Here are some common questions to consider:

  1. Can I afford the payment? (rule of thumb, no matter how much money you make, whatever you are paying in rent should not be exceeded by more that a couple of hundred dollars over the rent payment for the mortgage payment.)
  2. What if I lose my job? That would be the same answer if you were renting as well
  3. I don't want to be house poor. See #1 as the payment that you rent and the payment that you pay for mortgage is very similar. With a mortgage it can be set to remain for as along a term as you want to pick. With rent there's no guarantee that it will remain the same. Some territories have rules to hold the rent and increase it yearly or can change if the property is sold to someone else. So? Think again. No guarantee when you rent.
  4. Well we can live with Mom and Dad and save up our down-payment . Yep that is a choice...but....
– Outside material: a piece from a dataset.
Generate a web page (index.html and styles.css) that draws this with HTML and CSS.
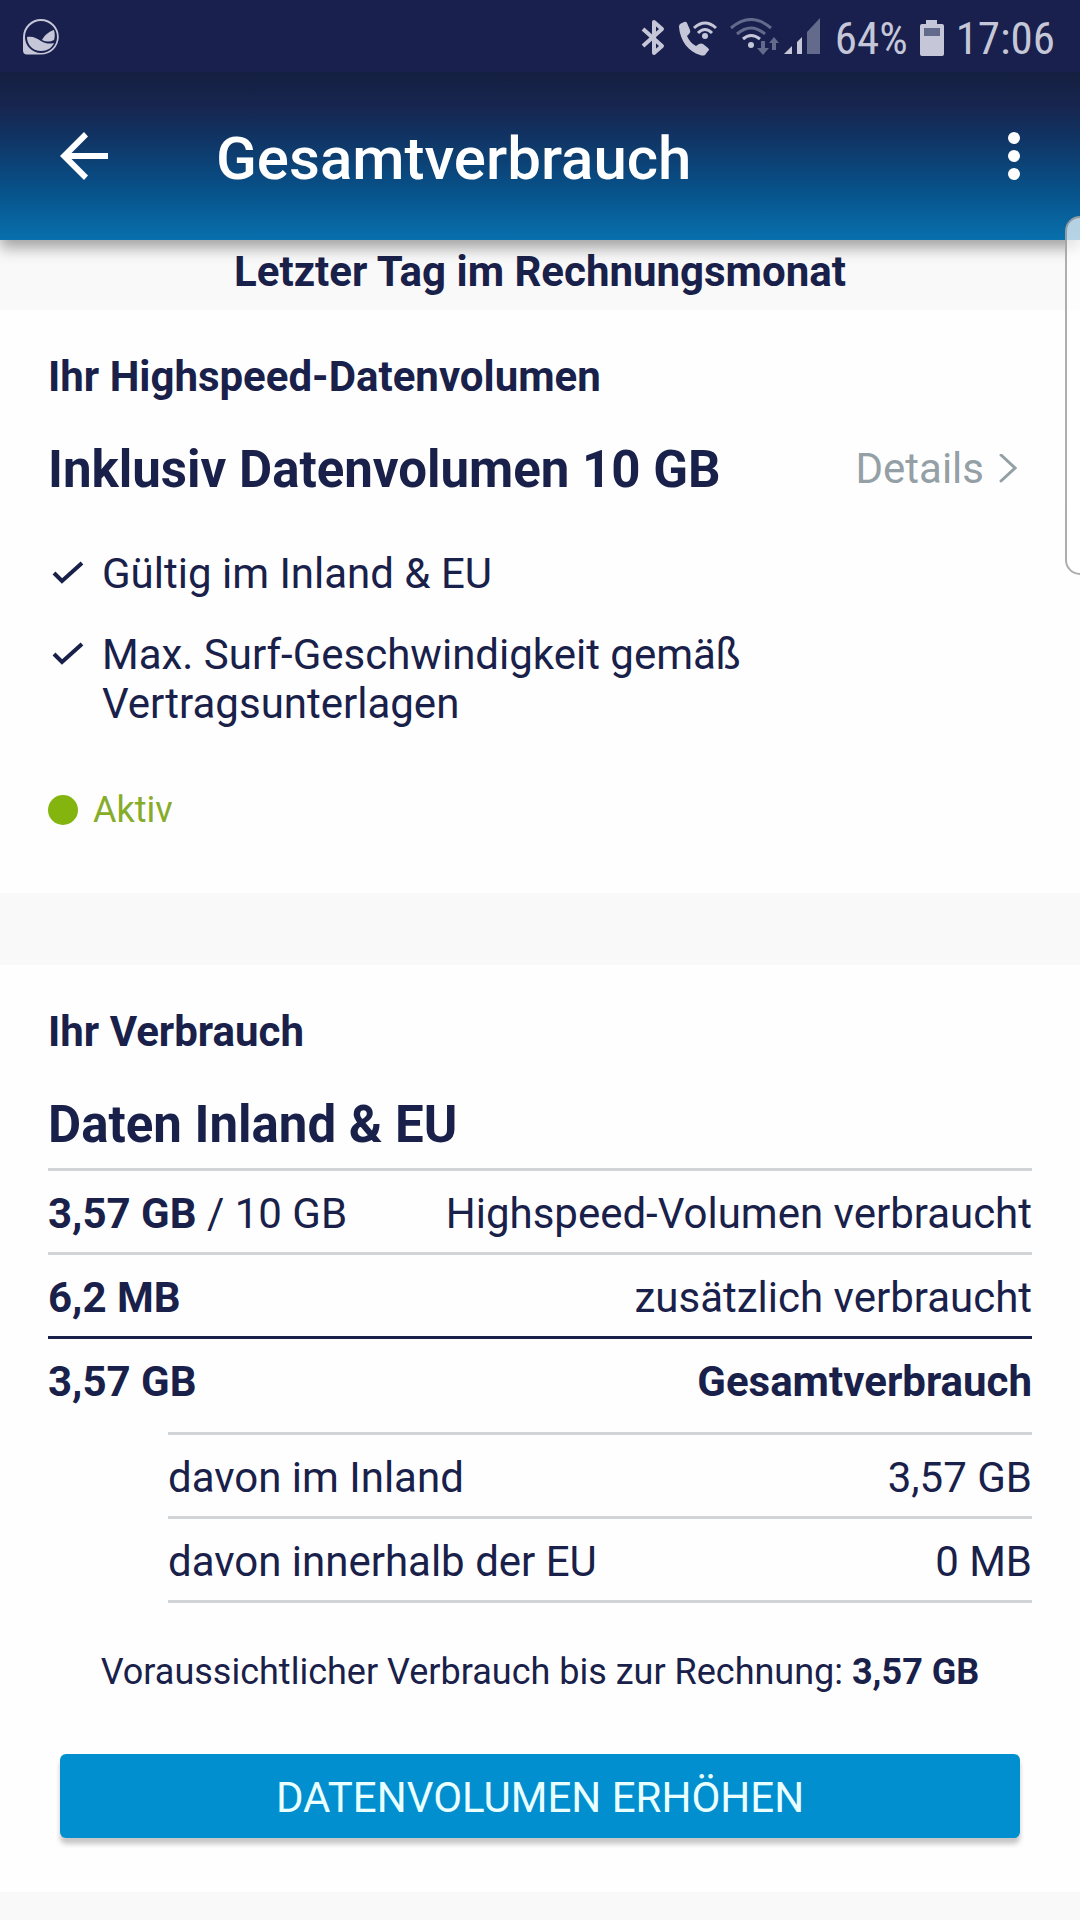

  5. My Mom and Dad always said to pay off your mortgage , I will never pay it off when I don't put any money down! Actually when Mom and Dad bought they didn't know about prepayment privileges and most mortgages come with an ability to pay down your mortgage either with accelerated payments and increasing payments every year or by using the principal only payment. This will allow you to apply a direct payment to the principal, With some you would have the mortgage completely paid in 5 to 7 years if you were able to exercise the prepayment option.
  6. What if I want to sell my house and move somewhere else ? All possible, again most mortgage contain a privilege to either "port" your mortgage (take your mortgage like a suitcase with you) or transfer your mortgage to a new purchaser upon them being able to confirm they can afford to make the payments. If you were to have someone take over your mortgage you would be asking the lender if you could have your personal covenant removed.
  7. What if I am transferred to another community? There is usually an option to allow you to break the deal (term) prior to the date it comes up for renewal by paying a penalty. It is better to really work on your strategy as to how long you intend to live in the home before deciding to move and working out the details of what that takes to make that happen. For example. If cars are going to have to be replaced, it is better not to have that happen in the same year that the mortgage comes up for renewal. Offsetting years is a good strategy so build your time line and place it on your fridge so you can "view" it as a landscape and be able to see clearly what you already are aware of that would impact your decisions in the future. The decisions we make today influence what happens later, this is not news but it really is amazing how little time is put into planning to buy this investment.